C K Wells et al. Am J Epidemiol. 1988 Nov.

Abstract

Autopsy studies have shown that lung cancer is often not detected during life and that a correct antemortem diagnosis is made preferentially in patients with pulmonary symptoms, in smokers, and in men. The current research was done as a case-control study to determine whether the autopsy suggestions of detection bias in diagnostic pursuit of lung cancer were confirmed by the way that sputum Papanicolaou smears (Pap smears) were ordered in an inpatient setting. The cases were 385 hospitalized patients in whom sputum Pap tests had been newly performed from October 1977 to September 1980. Each case was matched by age, admission date, and admission diagnosis to a control patient who had not received a Pap test. Excluded from the study were patients in whom sputum Pap tests were obligatory (e.g., those with manifestations of hemoptysis) or unnecessary (e.g., those with a previous diagnosis of lung cancer or multiple previous sputum Pap tests).

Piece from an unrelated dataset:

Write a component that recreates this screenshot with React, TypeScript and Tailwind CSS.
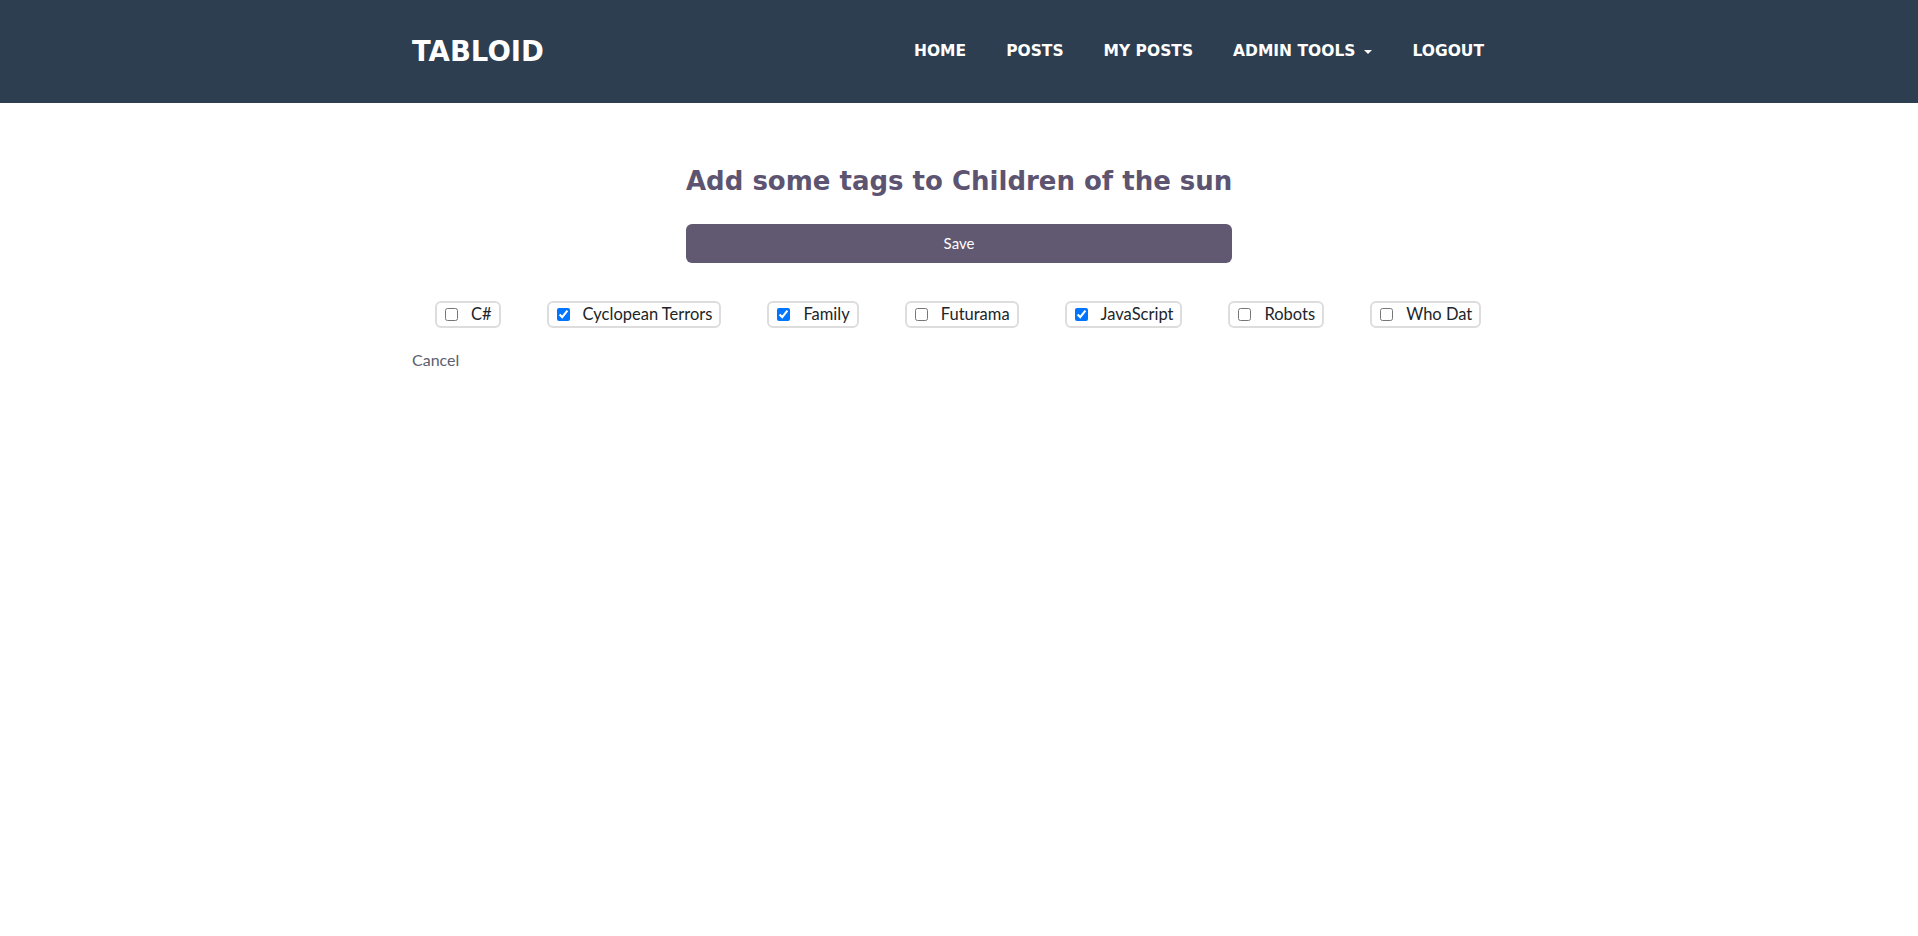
import * as React from "react"

const tags = [
    { id: 1, name: "C#", checked: false },
    { id: 2, name: "Cyclopean Terrors", checked: true },
    { id: 3, name: "Family", checked: true },
    { id: 4, name: "Futurama", checked: false },
    { id: 5, name: "JavaScript", checked: true },
    { id: 6, name: "Robots", checked: false },
    { id: 7, name: "Who Dat", checked: false },
]

const navLinks = ["HOME", "POSTS", "MY POSTS"]

export default function App() {
    const [selected, setSelected] = React.useState<Record<number, boolean>>(
        Object.fromEntries(tags.map((t) => [t.id, t.checked]))
    )

    return (
        <div className="min-h-screen bg-white font-['Lato',sans-serif] text-[#212529]">

            {/* Navbar */}
            <header className="h-[103px] bg-[#2c3e50]">
                <div className="w-[1094px] mx-auto h-full flex items-center justify-between font-['DejaVu_Sans',sans-serif] font-bold text-white">
                    <a className="text-[27.5px] leading-none">TABLOID</a>
                    <nav className="flex items-center text-[15.5px] leading-none">
                        {navLinks.map((link) => (
                            <a key={link} className="px-5">{link}</a>
                        ))}
                        <a className="px-5 flex items-center">
                            ADMIN TOOLS
                            <span className="ml-[9px] inline-block w-0 h-0 border-t-[4.5px] border-t-white border-x-[4.5px] border-x-transparent" />
                        </a>
                        <a className="pl-5 pr-[22px]">LOGOUT</a>
                    </nav>
                </div>
            </header>

            {/* Tag form */}
            <main className="w-[1094px] mx-auto pt-[62px]">
                <div className="w-[546px] mx-auto flex flex-col">
                    <h3 className="text-center whitespace-nowrap font-['DejaVu_Sans',sans-serif] font-bold text-[26px] leading-[1.3] text-[#5c5470]">
                        Add some tags to Children of the sun
                    </h3>
                    <button className="mt-[25px] h-[39px] rounded-[6px] bg-[#615872] text-white text-[15px]">
                        Save
                    </button>
                </div>

                <div className="mt-[38px] flex">
                    {tags.map((tag) => (
                        <label
                            key={tag.id}
                            className="mx-[23px] shrink-0 h-[27px] flex items-center border-2 border-[#dddddd] rounded-[6px] pl-2 pr-[7px] text-[16.5px]"
                        >
                            <input
                                type="checkbox"
                                className="m-0 w-[13px] h-[13px]"
                                checked={selected[tag.id]}
                                onChange={() => setSelected({ ...selected, [tag.id]: !selected[tag.id] })}
                            />
                            <span className="ml-[13px]">{tag.name}</span>
                        </label>
                    ))}
                </div>

                <div className="mt-[20px]">
                    <a className="text-[16px] text-[#5b5e6e] leading-6">Cancel</a>
                </div>
            </main>
        </div>
    )
}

Demographic data, amount and duration of cigarette smoking, and details of clinical manifestations were extracted from the patients' medical records by research assistants blind to the study hypothesis. Compared with controls, the cases had distinctive elevations in odds ratios for chronic cough, recent cough, male sex, and cigarette smoking, which also showed a distinctive dose-response relation. In multivariate analyses, all four of these "risk factors" for selective ordering of a sputum Pap smear remained independently highly significant. In the extreme category, men who smoked and coughed were 22 times more likely to have a sputum Pap test ordered than were nonsmoking women who did not cough. Clinically, the results suggest that women and nonsmokers may be deprived of appropriate diagnosis and therapy unless a diagnostic workup for lung cancer is guided mainly by radiographic findings and presenting manifestations. Statistically, detection bias has probably led to an excessively elevated magnitude for the cigarette smoking-lung cancer association and to a falsely low estimate of incidence rates in women.